Um morro florestado absorve 60% da água da chuva, informa Dunga, enquanto um morro desmatado, com pasto, só 6%. “O programa emergencial do Espírito Santo deveria ser o de construir caixas secas”, reivindica.
Buracos feitos entre os barrancos e as estradas vicinais, as caixas secas podem armazenar a água da chuva, evitando que elas escoram dos morros desflorestando, aumentado a erosão do solo, provocando voçorocas nas estradas e inundações nas imediações, além de intensificar o assoreamento dos córregos e rios, fazendo perder toda a água que deveria ser reservada no lençol freático sob os solos com cobertura florestal.

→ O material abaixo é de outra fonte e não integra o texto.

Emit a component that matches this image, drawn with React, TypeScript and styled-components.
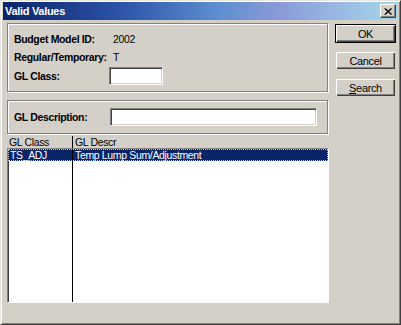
import React from "react";
import styled, {createGlobalStyle} from "styled-components";

const GlobalStyle = createGlobalStyle`
    html, body {
        margin: 0;
        padding: 0;
        background: #d4d0c8;
    }
`;

const Window = styled.div`
    background: #d4d0c8;
    border-bottom: 1px solid #404040;
    border-left: 1px solid #e8e6e2;
    border-right: 1px solid #404040;
    border-top: 1px solid #e8e6e2;
    box-shadow: inset 1px 1px 0 #ffffff, inset -1px -1px 0 #808080;
    box-sizing: border-box;
    display: flex;
    flex-direction: column;
    font-family: "Liberation Sans", Arial, sans-serif;
    font-size: 10.5px;
    letter-spacing: -0.35px;
    height: 325px;
    padding: 1px 2px 0 2px;
    width: 401px;
`;

const TitleBar = styled.div`
    align-items: center;
    background: linear-gradient(to right, #0a246a 0%, #2c54a8 30%, #5f8fd0 55%, #8a9ad8 70%, #a6d8ec 100%);
    display: flex;
    height: 18px;
    justify-content: space-between;
    padding: 0 2px 0 2px;
`;

const Title = styled.span`
    color: #ffffff;
    font-size: 11px;
    font-weight: bold;
    letter-spacing: -0.3px;
`;

const CloseButton = styled.div`
    align-items: center;
    background: #d4d0c8;
    border-bottom: 1px solid #404040;
    border-left: 1px solid #ffffff;
    border-right: 1px solid #404040;
    border-top: 1px solid #ffffff;
    box-shadow: inset -1px -1px 0 #808080;
    box-sizing: border-box;
    display: flex;
    height: 14px;
    justify-content: center;
    width: 16px;
`;

const Body = styled.div`
    display: flex;
    gap: 5px;
    padding: 3px 0 0 4px;
`;

const LeftColumn = styled.div`
    display: flex;
    flex-direction: column;
    width: 322px;
`;

const GroupBox = styled.div<{$height: number; $gapAbove?: number}>`
    border: 1px solid #808080;
    box-shadow: 1px 1px 0 #ffffff, inset 1px 1px 0 #ffffff;
    box-sizing: border-box;
    display: flex;
    flex-direction: column;
    height: ${(p) => p.$height}px;
    justify-content: center;
    margin-top: ${(p) => p.$gapAbove ?? 0}px;
    padding: 0 0 0 6px;
    width: 321px;
`;

const FieldGrid = styled.div`
    display: grid;
    grid-template-columns: 95px 1fr;
`;

const FieldRow = styled.div<{$height: number}>`
    display: contents;
    & > * {
        align-items: center;
        display: flex;
        height: ${(p) => p.$height}px;
    }
`;

const Label = styled.span<{$width?: number}>`
    color: #000000;
    flex-shrink: 0;
    font-weight: bold;
    width: ${(p) => (p.$width ? `${p.$width}px` : "auto")};
`;

const Value = styled.span`
    color: #000000;
    padding-left: 4px;
`;

const TextInput = styled.div<{$width: number}>`
    background: #ffffff;
    border-bottom: 1px solid #ffffff;
    border-left: 1px solid #808080;
    border-right: 1px solid #ffffff;
    border-top: 1px solid #808080;
    box-shadow: inset 1px 1px 0 #404040, inset -1px -1px 0 #d4d0c8;
    box-sizing: border-box;
    height: 18px;
    width: ${(p) => p.$width}px;
`;

const DescRow = styled.div`
    align-items: center;
    display: flex;
`;

const ListHeader = styled.div`
    display: grid;
    grid-template-columns: 66px 1fr;
    height: 12px;
    margin-top: 2px;
`;

const HeaderCell = styled.div<{$divider?: boolean}>`
    align-items: flex-end;
    border-right: ${(p) => (p.$divider ? "1px solid #000000" : "none")};
    color: #000000;
    display: flex;
    line-height: 11px;
    padding-left: 2px;
`;

const ListBox = styled.div`
    background: #ffffff;
    border-bottom: 1px solid #ffffff;
    border-left: 1px solid #808080;
    border-right: 1px solid #ffffff;
    border-top: 1px solid #808080;
    box-shadow: inset 1px 0 0 #404040;
    box-sizing: border-box;
    display: flex;
    flex-direction: column;
    height: 155px;
    width: 322px;
`;

const ListRow = styled.div<{$selected?: boolean}>`
    background: ${(p) => (p.$selected ? "#0a246a" : "transparent")};
    color: ${(p) => (p.$selected ? "#ffffff" : "#000000")};
    display: grid;
    grid-template-columns: 65px 1fr;
    height: 12px;
    outline: ${(p) => (p.$selected ? "1px dotted #c8c8c8" : "none")};
    outline-offset: -1px;
`;

const ListFiller = styled.div`
    display: grid;
    flex: 1;
    grid-template-columns: 65px 1fr;
`;

const Cell = styled.div<{$divider?: boolean}>`
    border-right: ${(p) => (p.$divider ? "1px solid #000000" : "none")};
    line-height: 12px;
    padding-left: 2px;
    white-space: nowrap;
`;

const ButtonColumn = styled.div`
    display: flex;
    flex-direction: column;
    gap: 8px;
    padding: 1px 0 0 1px;
`;

const Button = styled.div<{$default?: boolean}>`
    align-items: center;
    background: #d4d0c8;
    border: 1px solid ${(p) => (p.$default ? "#000000" : "transparent")};
    box-shadow: inset 1px 1px 0 #ffffff, inset -1px -1px 0 #404040,
        inset -2px -2px 0 #808080;
    box-sizing: border-box;
    color: #000000;
    display: flex;
    font-size: 11px;
    height: 19px;
    justify-content: center;
    width: 61px;
`;

const Mnemonic = styled.span`
    text-decoration: underline;
`;

export default function App() {
    return (
        <>
            <GlobalStyle />
            <Window>
                <TitleBar>
                    <Title>Valid Values</Title>
                    <CloseButton>
                        <svg width="8" height="7" viewBox="0 0 8 7">
                            <path d="M0.5 0.5 L7 6.5 M1.5 0.5 L8 6.5 M7 0.5 L0.5 6.5 M8 0.5 L1.5 6.5" stroke="#000" strokeWidth="1" />
                        </svg>
                    </CloseButton>
                </TitleBar>
                <Body>
                    <LeftColumn>
                        <GroupBox $height={69}>
                            <FieldGrid>
                                <FieldRow $height={18}>
                                    <Label>Budget Model ID:</Label>
                                    <Value>2002</Value>
                                </FieldRow>
                                <FieldRow $height={18}>
                                    <Label>Regular/Temporary:</Label>
                                    <Value>T</Value>
                                </FieldRow>
                                <FieldRow $height={19}>
                                    <Label>GL Class:</Label>
                                    <div>
                                        <TextInput $width={54} />
                                    </div>
                                </FieldRow>
                            </FieldGrid>
                        </GroupBox>
                        <GroupBox $height={34} $gapAbove={8}>
                            <DescRow>
                                <Label $width={96}>GL Description:</Label>
                                <TextInput $width={207} />
                            </DescRow>
                        </GroupBox>
                        <ListHeader>
                            <HeaderCell $divider>GL Class</HeaderCell>
                            <HeaderCell>GL Descr</HeaderCell>
                        </ListHeader>
                        <ListBox>
                            <ListRow $selected>
                                <Cell $divider>TS_ADJ</Cell>
                                <Cell>Temp Lump Sum/Adjustment</Cell>
                            </ListRow>
                            <ListFiller>
                                <Cell $divider />
                                <Cell />
                            </ListFiller>
                        </ListBox>
                    </LeftColumn>
                    <ButtonColumn>
                        <Button $default>OK</Button>
                        <Button>Cancel</Button>
                        <Button>
                            <span>
                                <Mnemonic>S</Mnemonic>earch
                            </span>
                        </Button>
                    </ButtonColumn>
                </Body>
            </Window>
        </>
    );
}
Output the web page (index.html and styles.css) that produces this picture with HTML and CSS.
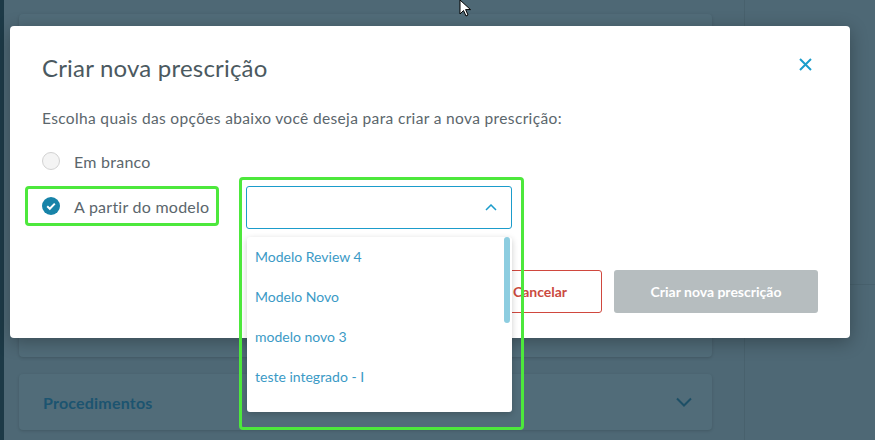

Além de uma medida emergencial, as caixas secas também viabilizariam o trabalho, de médio e longo prazo, de reflorestamento das Áreas de Preservação Permanente (APPs), incluindo a mata ciliar. “Só se refloresta com água. Tem que fazer caixas secas na região serrana. E centenas de milhares de microbarragens, ao longo do rio”, indica, mencionando os “tabuleiros” da China.
“A água em grandes represas fica podre”, reclama, citando a represa do Rio Bonito, onde o tom verde-escuro característico denuncia a presença expressiva de bactéria poluentes, que mesmo após morrerem, com a aplicação de produtos pela Cesan, alerta o ambientalista, continuam a contaminar a água, com seus restos mortais.
“E quando tem muito particulado, as Estações de Tratamento de Água não dão conta de limpar”, diz. “Por isso que, de vez em quando, a Cesan precisa liberar o lodo do Rio Bonito, que cai todo na baía de Vitória”, conta.
Caso a represa do Rio Jucu realmente seja construída, Dunga prevê que a parte baixa do rio vai secar. “E vai ficar praticamente só esgoto!”. É preciso elaborar um plano de reserva hídrica para a Bacia do Rio Jucu, acentua. E isso se fará de forma eficiente com caixas secas, muitas microbarragens e nenhuma grande barragem.